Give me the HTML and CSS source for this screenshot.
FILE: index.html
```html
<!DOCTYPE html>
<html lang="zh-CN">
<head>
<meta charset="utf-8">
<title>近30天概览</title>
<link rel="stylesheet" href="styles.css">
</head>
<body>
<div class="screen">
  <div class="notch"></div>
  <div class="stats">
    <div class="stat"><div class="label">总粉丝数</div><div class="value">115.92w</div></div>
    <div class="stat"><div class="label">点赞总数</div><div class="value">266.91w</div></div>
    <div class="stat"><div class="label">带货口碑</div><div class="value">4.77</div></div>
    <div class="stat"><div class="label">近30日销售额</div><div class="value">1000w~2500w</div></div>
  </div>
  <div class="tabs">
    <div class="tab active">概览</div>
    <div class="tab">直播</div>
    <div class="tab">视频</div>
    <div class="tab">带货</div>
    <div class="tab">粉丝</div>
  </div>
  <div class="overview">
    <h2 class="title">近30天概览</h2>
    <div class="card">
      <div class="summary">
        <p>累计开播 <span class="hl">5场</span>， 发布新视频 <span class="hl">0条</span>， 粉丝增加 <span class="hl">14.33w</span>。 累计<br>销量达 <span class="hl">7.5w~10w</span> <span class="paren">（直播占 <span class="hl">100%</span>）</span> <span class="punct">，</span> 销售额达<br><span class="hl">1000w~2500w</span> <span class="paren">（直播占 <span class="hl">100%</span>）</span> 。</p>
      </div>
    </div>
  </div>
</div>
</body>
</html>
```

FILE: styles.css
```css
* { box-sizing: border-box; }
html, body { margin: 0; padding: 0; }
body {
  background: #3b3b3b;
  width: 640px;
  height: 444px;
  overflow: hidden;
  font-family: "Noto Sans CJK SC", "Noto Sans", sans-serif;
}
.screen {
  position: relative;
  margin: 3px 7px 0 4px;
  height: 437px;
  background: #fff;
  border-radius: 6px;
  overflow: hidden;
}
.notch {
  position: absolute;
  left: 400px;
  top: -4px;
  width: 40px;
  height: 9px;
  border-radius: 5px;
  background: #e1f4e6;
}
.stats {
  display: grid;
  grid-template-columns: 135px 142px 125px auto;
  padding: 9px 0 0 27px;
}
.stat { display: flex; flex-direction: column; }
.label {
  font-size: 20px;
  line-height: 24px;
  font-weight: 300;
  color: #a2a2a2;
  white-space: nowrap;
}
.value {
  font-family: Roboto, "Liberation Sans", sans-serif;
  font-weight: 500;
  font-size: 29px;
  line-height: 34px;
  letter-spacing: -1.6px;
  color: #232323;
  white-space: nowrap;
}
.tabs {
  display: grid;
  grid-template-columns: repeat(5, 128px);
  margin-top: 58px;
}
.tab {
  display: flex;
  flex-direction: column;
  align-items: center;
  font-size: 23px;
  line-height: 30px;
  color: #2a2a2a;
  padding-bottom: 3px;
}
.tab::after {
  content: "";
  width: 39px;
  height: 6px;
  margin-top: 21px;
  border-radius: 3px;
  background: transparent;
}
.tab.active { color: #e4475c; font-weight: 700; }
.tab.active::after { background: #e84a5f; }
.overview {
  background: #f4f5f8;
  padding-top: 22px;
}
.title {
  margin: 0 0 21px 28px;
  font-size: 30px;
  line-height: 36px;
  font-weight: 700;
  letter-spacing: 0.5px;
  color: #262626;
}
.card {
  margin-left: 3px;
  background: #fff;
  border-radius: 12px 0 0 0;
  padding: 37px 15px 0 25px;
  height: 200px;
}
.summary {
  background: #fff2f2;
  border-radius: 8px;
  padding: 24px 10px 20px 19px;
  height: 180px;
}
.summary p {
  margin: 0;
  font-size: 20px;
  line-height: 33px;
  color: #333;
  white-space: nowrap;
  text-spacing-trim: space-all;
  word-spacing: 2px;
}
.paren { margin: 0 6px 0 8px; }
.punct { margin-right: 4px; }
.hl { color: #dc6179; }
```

--

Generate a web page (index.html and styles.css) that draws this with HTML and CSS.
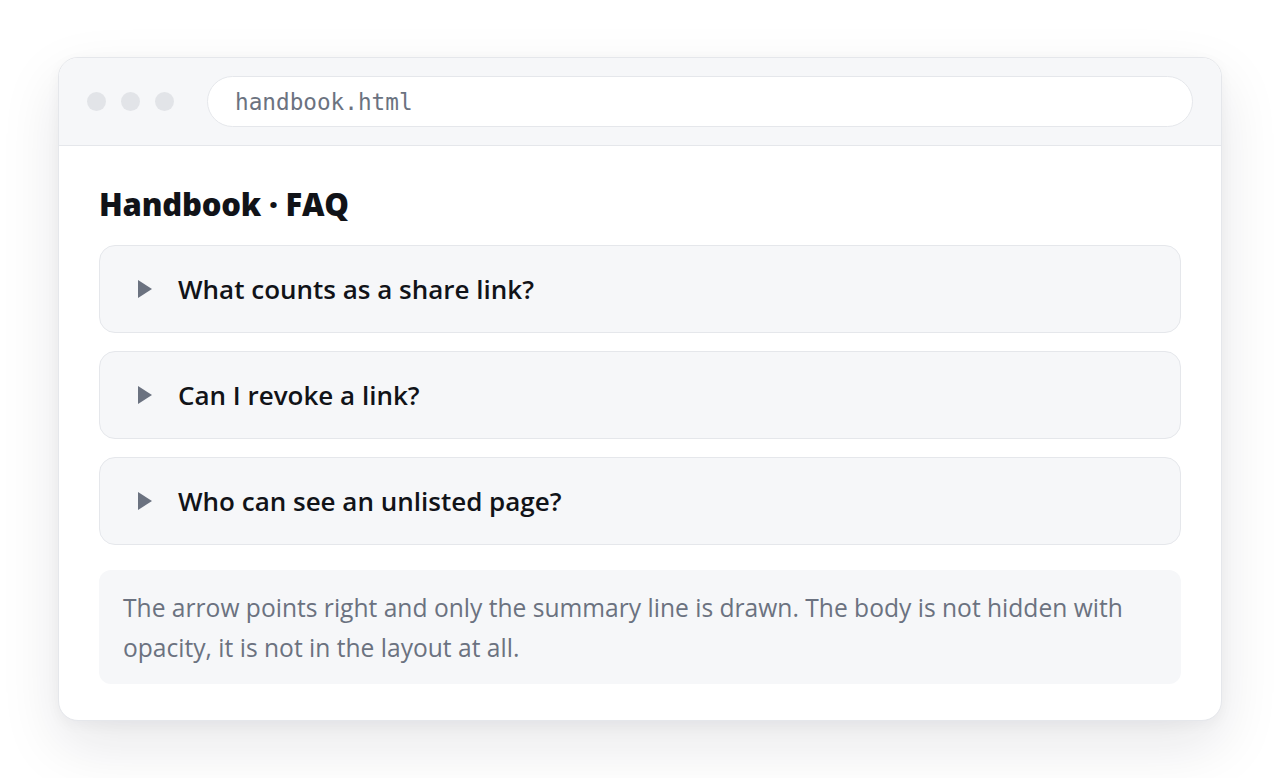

*OBJECTIVE*
Copy out each line of the records where the string "styles" appears.

*WRITTEN SOLUTION*
<link rel="stylesheet" href="styles.css">
FILE: styles.css
Generate a web page (index.html and styles.css) that draws this with HTML and CSS.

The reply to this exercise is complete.